Sun:What are your goals now that The Eyes of Nye has ended?
Nye:I’m thinking of myself as “Bill Nye The Climate Guy” these days. I also have had a couple of other shows. The Top 100 Greatest Discoveries aired on the Discovery Channel about three weeks ago, and the Greatest Inventions is set to air sometime in the fall. I’m also aiming at the more adult audiences by appearing on MSNBC, CNN, Fox News and Larry King. A couple of weeks ago, I was challenged by this scientist, [MIT professor Richard Lindzen], who made a bet that climate data from ice cores are no better than 2,000 years of resolution. He bet me a bottle of scotch. I couldn’t really follow through with it because of the Anna Nicole [Smith] fiasco; she just dominated the news!
Sun:Global warming is obviously a passion of yours. Would you say that is your current project?
Nye: The situation is quite serious, and there are huge opportunities, especially for Cornellians. We go to school where the climate is cloudy and cold, if we can solve sustainable energy problems here, we can solve them anywhere. It’s in physical science, mechanical engineering, electrical engineering and chemical engineering, but also foreign policy, architecture, international relations, even literature; every discipline at the university could be involved in saving the world for humans.
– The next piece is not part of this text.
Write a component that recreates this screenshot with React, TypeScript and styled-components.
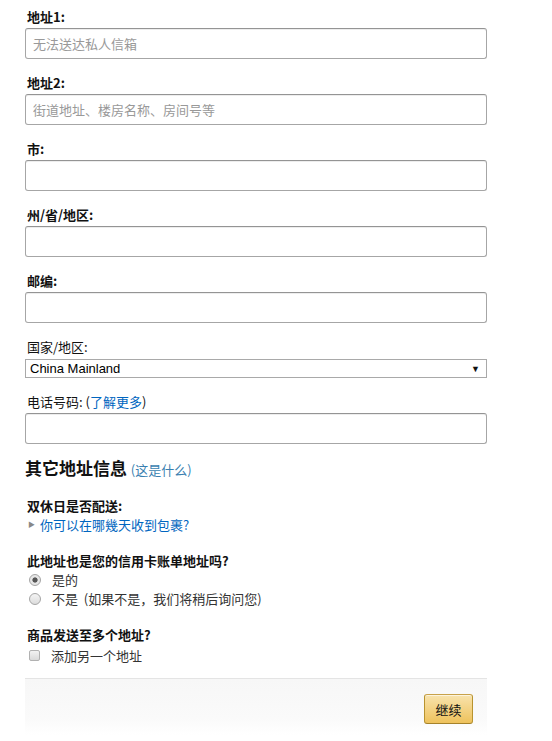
import React, { useState } from 'react';
import styled, { createGlobalStyle } from 'styled-components';

const GlobalStyle = createGlobalStyle`
  html, body {
    margin: 0;
    padding: 0;
    background: #fff;
  }
  body {
    font-family: Arial, "Liberation Sans", "Noto Sans CJK SC", sans-serif;
    font-size: 13px;
    color: #111;
  }
`;

const linkColor = '#0066c0';

export default function App(): React.JSX.Element {
  const [billing, setBilling] = useState<'yes' | 'no'>('yes');
  const [multi, setMulti] = useState<boolean>(false);

  return (
    <>
      <GlobalStyle />
      <StyledForm>
        <StyledField>
          <StyledLabel>地址1:</StyledLabel>
          <StyledInput placeholder="无法送达私人信箱" />
        </StyledField>
        <StyledField>
          <StyledLabel>地址2:</StyledLabel>
          <StyledInput placeholder="街道地址、楼房名称、房间号等" />
        </StyledField>
        <StyledField>
          <StyledLabel>市:</StyledLabel>
          <StyledInput />
        </StyledField>
        <StyledField>
          <StyledLabel>州/省/地区:</StyledLabel>
          <StyledInput />
        </StyledField>
        <StyledField>
          <StyledLabel>邮编:</StyledLabel>
          <StyledInput />
        </StyledField>
        <StyledField $gap={3} $after={14}>
          <StyledLabel $regular>国家/地区:</StyledLabel>
          <StyledSelect>
            <span>China Mainland</span>
            <StyledArrow>▼</StyledArrow>
          </StyledSelect>
        </StyledField>
        <StyledField $after={12}>
          <StyledLabel $regular>
            电话号码: (<StyledLink>了解更多</StyledLink>)
          </StyledLabel>
          <StyledInput />
        </StyledField>

        <StyledHeading>
          其它地址信息 <StyledHeadingLink>(这是什么)</StyledHeadingLink>
        </StyledHeading>

        <StyledSection>
          <StyledLabel>双休日是否配送:</StyledLabel>
          <StyledExpander>
            <StyledCaret>▶</StyledCaret>
            <StyledLink>你可以在哪幾天收到包裹?</StyledLink>
          </StyledExpander>
        </StyledSection>

        <StyledSection>
          <StyledLabel>此地址也是您的信用卡账单地址吗?</StyledLabel>
          <StyledOption onClick={() => setBilling('yes')}>
            <StyledRadio $checked={billing === 'yes'} />
            是的
          </StyledOption>
          <StyledOption onClick={() => setBilling('no')}>
            <StyledRadio $checked={billing === 'no'} />
            不是 &nbsp;(如果不是，我们将稍后询问您)
          </StyledOption>
        </StyledSection>

        <StyledSection $after={12}>
          <StyledLabel>商品发送至多个地址?</StyledLabel>
          <StyledOption $tall onClick={() => setMulti(!multi)}>
            <StyledCheckbox $checked={multi} />
            添加另一个地址
          </StyledOption>
        </StyledSection>

        <StyledFooter>
          <StyledButton type="button">继续</StyledButton>
        </StyledFooter>
      </StyledForm>
    </>
  );
}

const StyledForm = styled.form`
  width: 462px;
  padding: 7px 0 0 25px;
  display: flex;
  flex-direction: column;
`;

const StyledField = styled.div<{ $gap?: number; $after?: number }>`
  display: flex;
  flex-direction: column;
  gap: ${(p) => p.$gap ?? 2}px;
  margin-bottom: ${(p) => p.$after ?? 14}px;
`;

const StyledLabel = styled.div<{ $regular?: boolean }>`
  padding-left: 2px;
  font-family: "Microsoft YaHei", "Noto Sans CJK SC", Arial, sans-serif;
  font-size: 13px;
  line-height: 19px;
  font-weight: ${(p) => (p.$regular ? 400 : 700)};
  color: #111;
`;

const StyledInput = styled.input`
  box-sizing: border-box;
  width: 100%;
  height: 31px;
  margin: 0;
  padding: 3px 7px;
  border: 1px solid #a6a6a6;
  border-top-color: #949494;
  border-radius: 3px;
  box-shadow: 0 1px 0 rgba(255, 255, 255, 0.5), 0 1px 0 rgba(0, 0, 0, 0.07) inset;
  background: #fff;
  font-family: "Microsoft YaHei", "Noto Sans CJK SC", Arial, sans-serif;
  font-size: 13px;
  color: #111;
  outline: none;

  &::placeholder {
    color: #999;
  }
`;

const StyledSelect = styled.div`
  box-sizing: border-box;
  width: 100%;
  height: 19px;
  padding: 0 6px 0 4px;
  border: 1px solid #a9a9a9;
  background: #fff;
  display: flex;
  align-items: center;
  justify-content: space-between;
  font-family: Arial, "Liberation Sans", sans-serif;
  font-size: 13px;
  color: #000;
`;

const StyledArrow = styled.span`
  font-size: 9px;
  color: #111;
`;

const StyledLink = styled.a`
  color: ${linkColor};
  cursor: pointer;
`;

const StyledHeading = styled.h2`
  margin: 0 0 14px;
  font-family: "Microsoft YaHei", "Noto Sans CJK SC", Arial, sans-serif;
  font-size: 17px;
  line-height: 24px;
  font-weight: 700;
  color: #111;
`;

const StyledHeadingLink = styled.span`
  font-size: 13px;
  font-weight: 400;
  color: #3a7fb0;
`;

const StyledSection = styled.div<{ $after?: number }>`
  display: flex;
  flex-direction: column;
  margin-bottom: ${(p) => p.$after ?? 17}px;
`;

const StyledExpander = styled.div`
  display: flex;
  align-items: center;
  gap: 5px;
  padding-left: 3px;
  font-family: "Microsoft YaHei", "Noto Sans CJK SC", Arial, sans-serif;
  font-size: 13px;
  line-height: 19px;
`;

const StyledCaret = styled.span`
  font-size: 7px;
  color: #888;
`;

const StyledOption = styled.label<{ $tall?: boolean }>`
  display: flex;
  align-items: center;
  gap: 11px;
  padding-left: 4px;
  height: ${(p) => (p.$tall ? 22 : 19)}px;
  font-family: "Microsoft YaHei", "Noto Sans CJK SC", Arial, sans-serif;
  font-size: 13px;
  color: #333;
  cursor: pointer;
`;

const StyledRadio = styled.span<{ $checked: boolean }>`
  box-sizing: border-box;
  width: 12px;
  height: 12px;
  border-radius: 50%;
  border: 1px solid #a5a5a5;
  background: ${(p) =>
    p.$checked
      ? 'radial-gradient(circle, #555 0, #555 2.2px, #e6e6e6 3px, #e6e6e6 100%)'
      : 'linear-gradient(#f4f4f4, #dcdcdc)'};
  flex: none;
`;

const StyledCheckbox = styled.span<{ $checked: boolean }>`
  box-sizing: border-box;
  width: 11px;
  height: 11px;
  border-radius: 2px;
  border: 1px solid #b1b1b1;
  background: ${(p) => (p.$checked ? '#666' : 'linear-gradient(#f2f2f2, #d9d9d9)')};
  flex: none;
`;

const StyledFooter = styled.div`
  height: 57px;
  box-sizing: border-box;
  padding: 15px 14px 0 0;
  border-top: 1px solid #e4e4e4;
  background: linear-gradient(#f7f7f7, #fafafa 70%, #fff);
  display: flex;
  justify-content: flex-end;
  align-items: flex-start;
`;

const StyledButton = styled.button`
  box-sizing: border-box;
  width: 49px;
  height: 30px;
  padding: 0;
  border: 1px solid;
  border-color: #c8a24a #b8932f #a5822a;
  border-radius: 3px;
  background: linear-gradient(#f8e3ad, #eec25c);
  box-shadow: 0 1px 0 rgba(255, 255, 255, 0.6) inset;
  font-family: "Microsoft YaHei", "Noto Sans CJK SC", Arial, sans-serif;
  font-size: 13px;
  color: #111;
  cursor: pointer;
`;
People talk about saving the earth. The earth’s going to be fine, but you want to save it for me, for you, for us humans. Cockroaches, copepods, they’ll probably be fine; we want to save it for humans.
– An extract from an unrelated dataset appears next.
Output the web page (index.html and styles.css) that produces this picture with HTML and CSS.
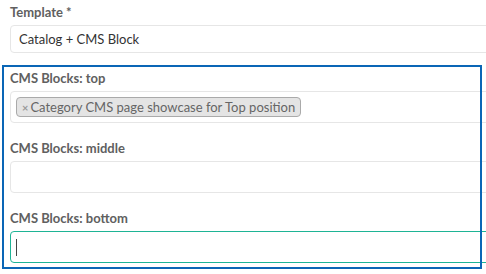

Sun:So what are your thoughts on Cornell’s current initiatives in sustainability and carbon neutrality?
Nye:I want us to do better than carbon neutrality; I want the 80-by-50. Eighty percent reduction of greenhouse gases, 50 percent by year 2050. That’s 2 or 3 percent a year for the next 40 years.
I spoke to President Skorton today about the sense of urgency; [the year] 2050 is too far away. At Cornell we could meet 3 percent in a weekend just by changing the type of light bulbs we use! They pay for themselves in just a couple of months. Cornell could lead the way. The students will get used to sustainability, take that out into the world and — dare I say it — change the world.
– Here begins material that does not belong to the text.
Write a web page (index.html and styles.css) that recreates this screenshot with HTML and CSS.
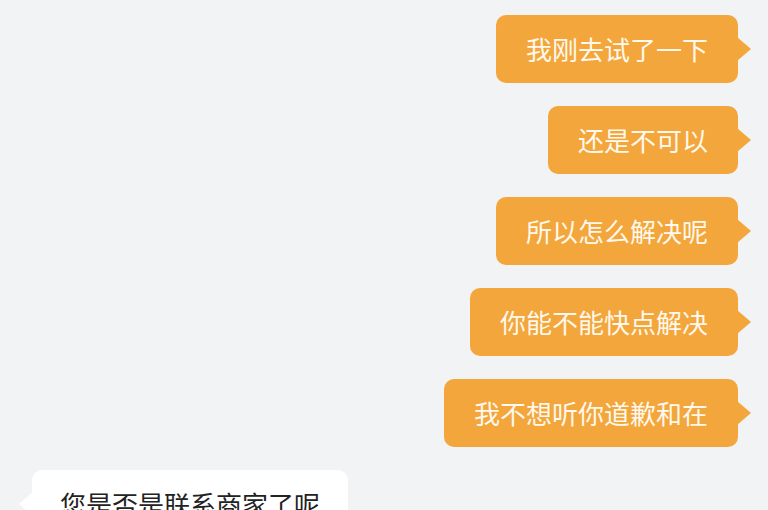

Sun:I read about your ballerina toe patents, and a baseball throwing educational machine. Are inventions also a current focus?
Nye:Absolutely. The patent for the ballet shoes should be coming through any day now. Fundamentally, ballet toe shoes have not changed in a few centuries. All the dancers are in pain and having surgeries by the time they’re 22. My toe shoe has a shape that takes the load from toes to phalanges with a holster that holds the foot against the phalanges. It’s made of modern material called kevlar lace — very strong polymer and thin lightweight material — while maintaining the classic ballet shoe shape.
Then there’s the Throw Tech Trainer, which is an invention that teaches you how to throw a ball better by accurately turning your wrist.
Sun:What you’ve done for younger audiences and science education is a tremendous accomplishment. But does it frustrate you that it’s hard to break away from the Science Guy persona?
Nye:Not really. It’s usually not too bad. The Ellen DeGeneres Show called about a week ago and after a couple minutes of talking basically asked me to come on the show and blow things up. I said I wanted to relate it to climate change, but no matter what, I’m still that guy that likes to go over a friend’s house and blow things up. I love the fundamental phenomena. Not that we should blow things up all the time, but I still appreciate it. What’s so wonderful about science is the PB&J — passion, beauty and joy — and the predictive quality. When you do something for the first time, that’s the J-O-D, joy of discovery, and that’s the message I want carried into the future.